The trade-off is that a very high savings rate requires significant spending discipline. Most people pursuing FIRE focus on optimizing the big three expenses: housing, transportation, and food. Geographic arbitrage — living in a lower-cost area while earning income from higher-cost areas — is another common strategy.

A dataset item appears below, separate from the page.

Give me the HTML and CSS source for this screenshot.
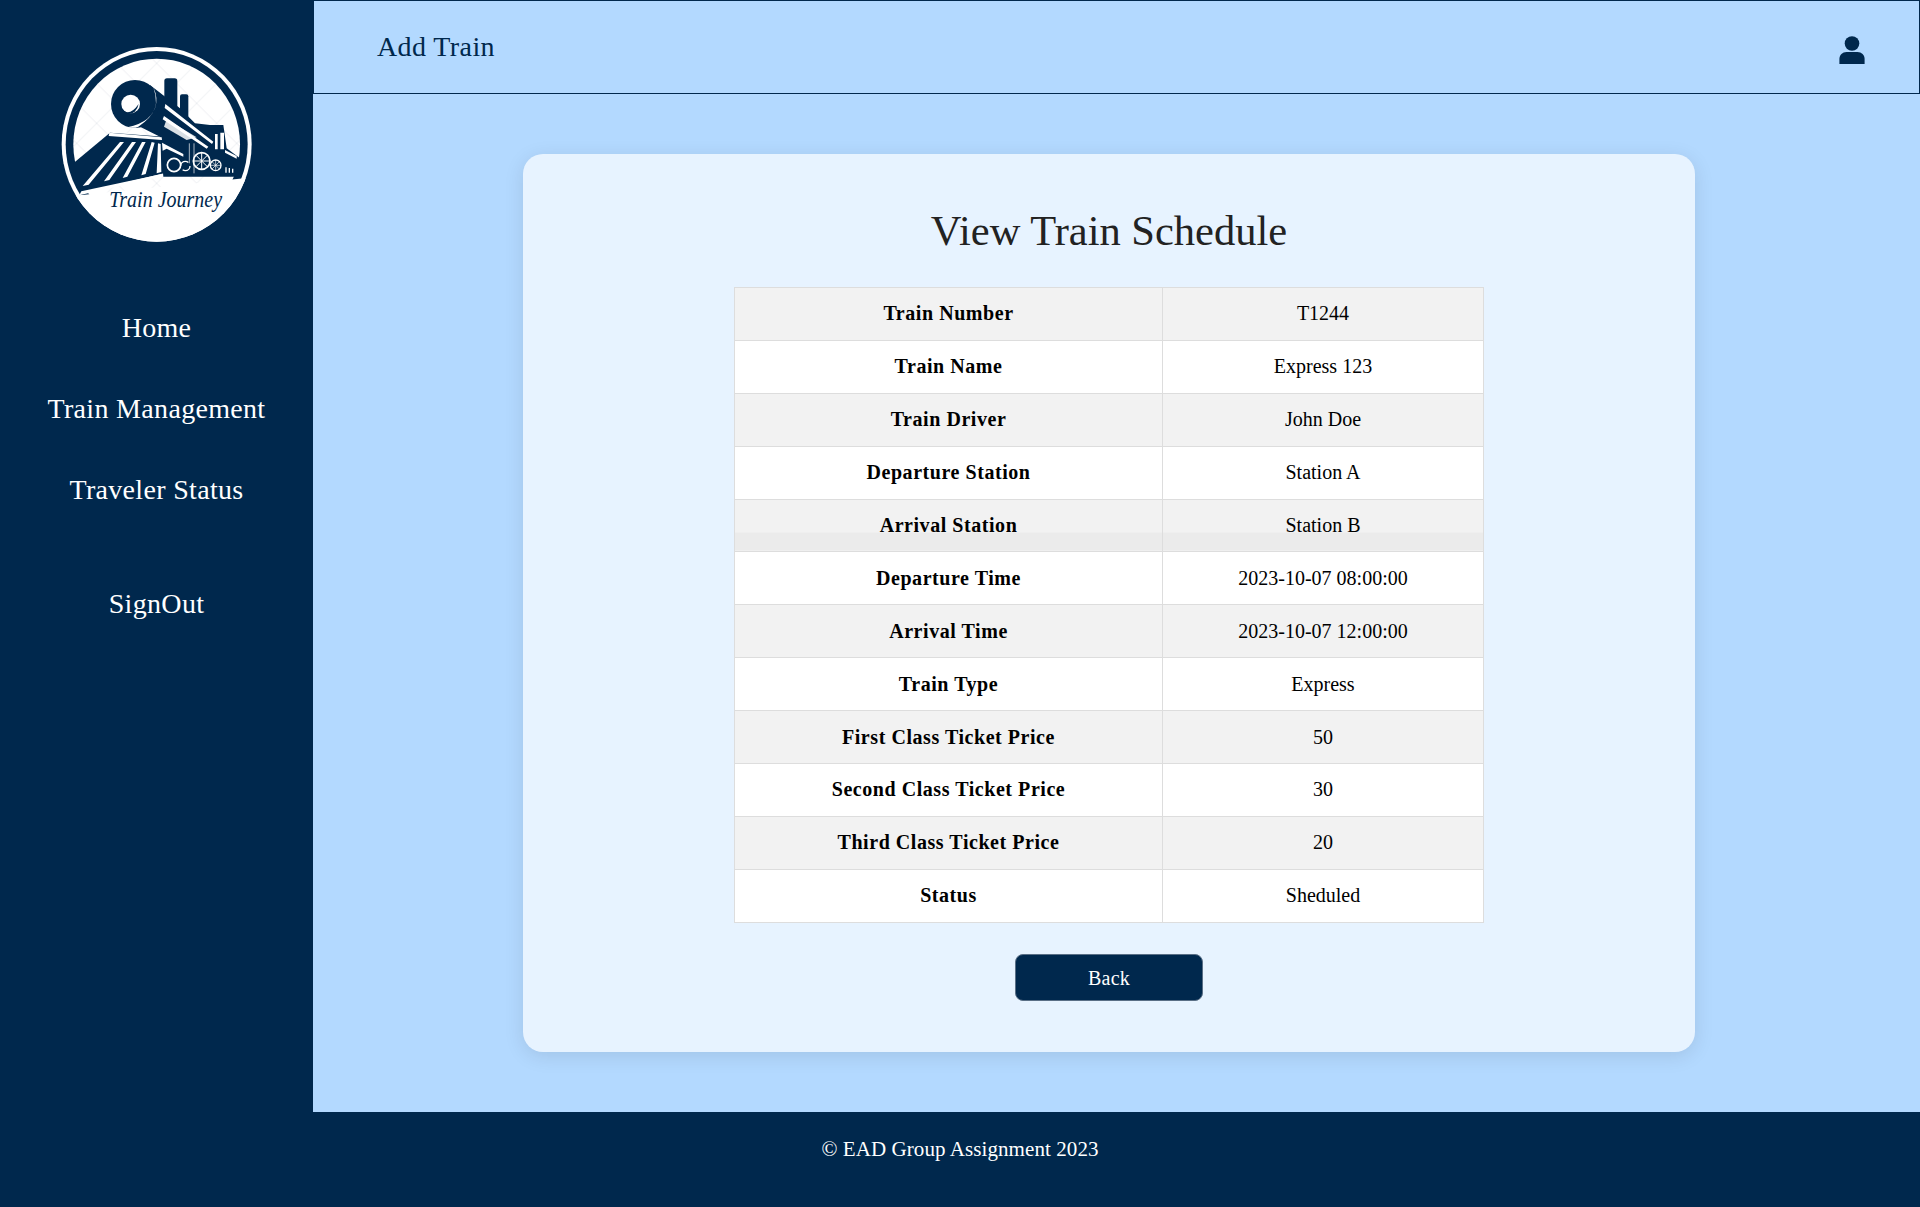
FILE: index.html
```html
<!DOCTYPE html>
<html lang="en">
<head>
<meta charset="utf-8">
<title>View Train Schedule</title>
<link rel="stylesheet" href="styles.css">
</head>
<body>
<div class="app">
  <aside class="sidebar">
    <svg class="logo" viewBox="0 0 690 690" width="230" height="230" aria-label="Train Journey logo">
      <defs>
        <pattern id="wm" width="120" height="120" patternUnits="userSpaceOnUse" patternTransform="translate(50 40)">
          <path d="M0 0L120 120M120 0L0 120" stroke="#e3e6ea" stroke-width="2" fill="none"/>
        </pattern>
        <clipPath id="disc"><ellipse cx="350" cy="343" rx="285" ry="292"/></clipPath>
      </defs>
      <ellipse cx="350" cy="343" rx="285" ry="292" fill="#fff"/>
      <ellipse cx="350" cy="343" rx="273" ry="280" fill="#00284d"/>
      <ellipse cx="350" cy="343" rx="250" ry="257" fill="#fff"/>
      <ellipse cx="350" cy="343" rx="250" ry="257" fill="url(#wm)"/>
      <path d="M100 400L210 308L372 320L372 430L122 490Z" fill="#00284d"/>
      <rect x="373" y="145" width="39" height="110" rx="8" fill="#00284d"/>
      <rect x="420" y="193" width="25" height="80" rx="6" fill="#00284d"/>
      <path d="M330 165L420 235L465 280L510 285L550 285L560 355L600 385L605 440L370 440L360 320L300 290Z" fill="#00284d"/>
      <circle cx="285" cy="222" r="72" fill="#00284d"/>
      <circle cx="272" cy="222" r="28" fill="#fff"/>
      <path d="M246 238Q268 262 296 222Q290 252 262 252Q250 250 246 238Z" fill="#00284d"/>
      <path d="M340 172Q372 240 295 290Q282 296 262 292Q340 276 348 220Q348 194 340 172Z" fill="#fff"/>
      <path d="M376 222L520 335L516 342L374 234Z M372 258L505 350L500 356L368 268Z" fill="#fff"/>
      <path d="M380 268L470 322L440 330L372 290Z" fill="#fff" opacity=".85"/>
      <path d="M525 312h8v46h-8Z M541 308h11v50h-11Z" fill="#fff"/>
      <path d="M555 360L590 378L590 386L555 368Z" fill="#fff"/>
      <path d="M208 308L365 322L366 330L206 318Z" fill="#fff"/>
      <path d="M240 336L252 336L146 464L128 468Z M276 336L288 336L208 450L192 454Z M306 336L317 336L262 440L248 444Z M335 336L344 338L317 432L304 436Z M354 340L362 342L364 426L350 430Z" fill="#fff"/>
      <path d="M366 432L368 438L118 496L124 484Z" fill="#fff"/>
      <path d="M366 338L430 372L430 380L380 356L368 362Z" fill="#fff"/>
      <circle cx="402" cy="405" r="20" fill="none" stroke="#fff" stroke-width="5"/>
      <circle cx="436" cy="408" r="14" fill="none" stroke="#fff" stroke-width="4" stroke-dasharray="30 14"/>
      <circle cx="485" cy="393" r="25" fill="#00284d" stroke="#fff" stroke-width="5"/>
      <path d="M485 369V417M461 393H509M468 376L502 410M502 376L468 410" stroke="#fff" stroke-width="3"/>
      <circle cx="527" cy="406" r="16" fill="#00284d" stroke="#fff" stroke-width="4"/>
      <path d="M527 390V422M511 406H543M516 395L538 417M538 395L516 417" stroke="#fff" stroke-width="2"/>
      <path d="M558 412v16M568 414v14M578 416v12" stroke="#fff" stroke-width="4"/>
      <path d="M462 340v90M448 340v60" stroke="#fff" stroke-width="2"/>
      <path d="M100 492L118 496L620 444L660 444L660 660L60 660L60 480Z" fill="#fff" clip-path="url(#disc)"/>
      <text x="208" y="530" class="logo-text" textLength="338" lengthAdjust="spacingAndGlyphs">Train Journey</text>
    </svg>
    <nav class="nav">
      <a class="nav-link">Home</a>
      <a class="nav-link">Train Management</a>
      <a class="nav-link">Traveler Status</a>
      <a class="nav-link nav-signout">SignOut</a>
    </nav>
  </aside>
  <div class="main">
    <header class="topbar">
      <span class="topbar-title">Add Train</span>
      <svg class="user-icon" viewBox="0 0 26 28" width="26" height="28" aria-label="User"><circle cx="13" cy="7.5" r="7.3" fill="#00284d"/><path d="M0.4 28V23C0.4 19 3.5 16 7.5 16H18.5C22.5 16 25.6 19 25.6 23V28Z" fill="#00284d"/></svg>
    </header>
    <main class="content">
      <section class="card">
        <h1 class="card-title">View Train Schedule</h1>
        <table class="schedule">
          <tbody>
            <tr><th>Train Number</th><td>T1244</td></tr>
            <tr><th>Train Name</th><td>Express 123</td></tr>
            <tr><th>Train Driver</th><td>John Doe</td></tr>
            <tr><th>Departure Station</th><td>Station A</td></tr>
            <tr class="row-strip"><th>Arrival Station</th><td>Station B</td></tr>
            <tr><th>Departure Time</th><td>2023-10-07 08:00:00</td></tr>
            <tr><th>Arrival Time</th><td>2023-10-07 12:00:00</td></tr>
            <tr><th>Train Type</th><td>Express</td></tr>
            <tr><th>First Class Ticket Price</th><td>50</td></tr>
            <tr><th>Second Class Ticket Price</th><td>30</td></tr>
            <tr><th>Third Class Ticket Price</th><td>20</td></tr>
            <tr><th>Status</th><td>Sheduled</td></tr>
          </tbody>
        </table>
        <button class="back-btn" type="button">Back</button>
      </section>
    </main>
  </div>
</div>
<footer class="footer">© EAD Group Assignment 2023</footer>
</body>
</html>
```
FILE: styles.css
```css
* { box-sizing: border-box; }
html, body { margin: 0; height: 100%; }
body {
  font-family: "Liberation Serif", "Times New Roman", serif;
  background: #b3d9ff;
  color: #000;
  height: 1207px;
  display: flex;
  flex-direction: column;
  overflow: hidden;
}
.app { display: flex; flex: 1; min-height: 0; }
.sidebar {
  width: 313px;
  flex: none;
  background: #00284d;
  display: flex;
  flex-direction: column;
  align-items: center;
  padding-top: 30px;
}
.logo { display: block; align-self: flex-start; margin-left: 40px; }
.logo-text {
  font-family: "Liberation Serif", serif;
  font-style: italic;
  font-size: 72px;
  fill: #00284d;
}
.nav { display: flex; flex-direction: column; align-items: center; margin-top: 27px; width: 100%; }
.nav-link {
  color: #fff;
  font-size: 28px;
  line-height: 32px;
  padding: 24.5px 0;
  letter-spacing: 0.32px;
}
.nav-signout { margin-top: 33px; }
.main { flex: 1; min-width: 0; display: flex; flex-direction: column; }
.topbar {
  height: 94px;
  flex: none;
  border: 1px solid #00284d;
  display: flex;
  align-items: center;
  justify-content: space-between;
  padding: 0 54px 0 63px;
}
.topbar-title { font-size: 28px; color: #00284d; letter-spacing: 0.4px; }
.user-icon { display: block; margin-top: 6px; }
.content { flex: 1; display: flex; justify-content: center; padding: 60px 15px 0 0; }
.card {
  width: 1172px;
  height: 898px;
  background: #e7f3ff;
  border-radius: 20px;
  box-shadow: 0 4px 20px rgba(0, 0, 0, 0.1);
  display: flex;
  flex-direction: column;
  align-items: center;
  padding-top: 52px;
}
.card-title {
  margin: 0 0 31px;
  font-size: 42.5px;
  line-height: 50px;
  font-weight: 400;
  color: #222;
}
.schedule { width: 750px; border-collapse: collapse; font-size: 20px; background: #fff; }
.schedule th, .schedule td {
  border: 1px solid #ddd;
  height: 52.9px;
  padding: 0 8px;
  text-align: center;
}
.schedule th { width: 428px; font-weight: 700; letter-spacing: 0.55px; }
.schedule tr:nth-child(odd) th, .schedule tr:nth-child(odd) td { background: #f2f2f2; }
.schedule tr.row-strip th, .schedule tr.row-strip td {
  background: linear-gradient(#f2f2f2 0 33px, #ebebeb 33px);
}
.back-btn {
  margin-top: 31px;
  width: 188px;
  height: 47px;
  padding: 2px 0 0;
  background: #00284d;
  color: #fff;
  border: 1px solid #5a6f86;
  border-radius: 8px;
  font-family: inherit;
  font-size: 20px;
  letter-spacing: 0.2px;
}
.footer {
  height: 95px;
  flex: none;
  background: #00284d;
  color: #fff;
  font-size: 21px;
  letter-spacing: 0.08px;
  display: flex;
  align-items: center;
  justify-content: center;
  padding-bottom: 20px;
}
```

FIRE Variations: Lean, Fat, Barista, and Coast
The FIRE movement encompasses several approaches. Lean FIRE targets financial independence with a minimalist lifestyle and annual spending under $40,000. Fat FIRE targets a higher standard of living in retirement, typically with annual spending above $80,000 and correspondingly larger portfolios. Barista FIRE involves reaching a semi-retired state where you work part-time for health insurance and partial income while your portfolio covers the rest. Coast FIRE means you have saved enough that your existing investments will grow to your FIRE number by traditional retirement age without additional contributions.
- Lean FIRE: Minimalist spending, typically $25,000-$40,000 per year, requires $625,000-$1,000,000 portfolio.
- Fat FIRE: Higher spending target, $80,000-$150,000+ per year, requires $2,000,000-$3,750,000+ portfolio.
- Barista FIRE: Part-time work covers current expenses while portfolio grows untouched for later years.
- Coast FIRE: Portfolio is large enough to grow to full FIRE number by 65 without additional contributions.
- The right variation depends on your desired lifestyle, risk tolerance, and willingness to work part-time.
Is the 4% rule safe for a 50-year retirement?
For a traditional 30-year retirement, the 4% rule has a 95%+ success rate historically. For a 50-year retirement (someone retiring at 40), the success rate drops to about 85-90%. Many FIRE adherents use a 3.5% or 3.25% withdrawal rate to provide a larger safety margin for longer retirement horizons.
What about healthcare costs in early retirement?
Healthcare is one of the biggest challenges for early retirees. Strategies include ACA marketplace plans with premium subsidies (based on your controlled taxable income), health sharing ministries, a high-deductible health plan paired with an HSA, or Barista FIRE with a part-time job that provides health insurance.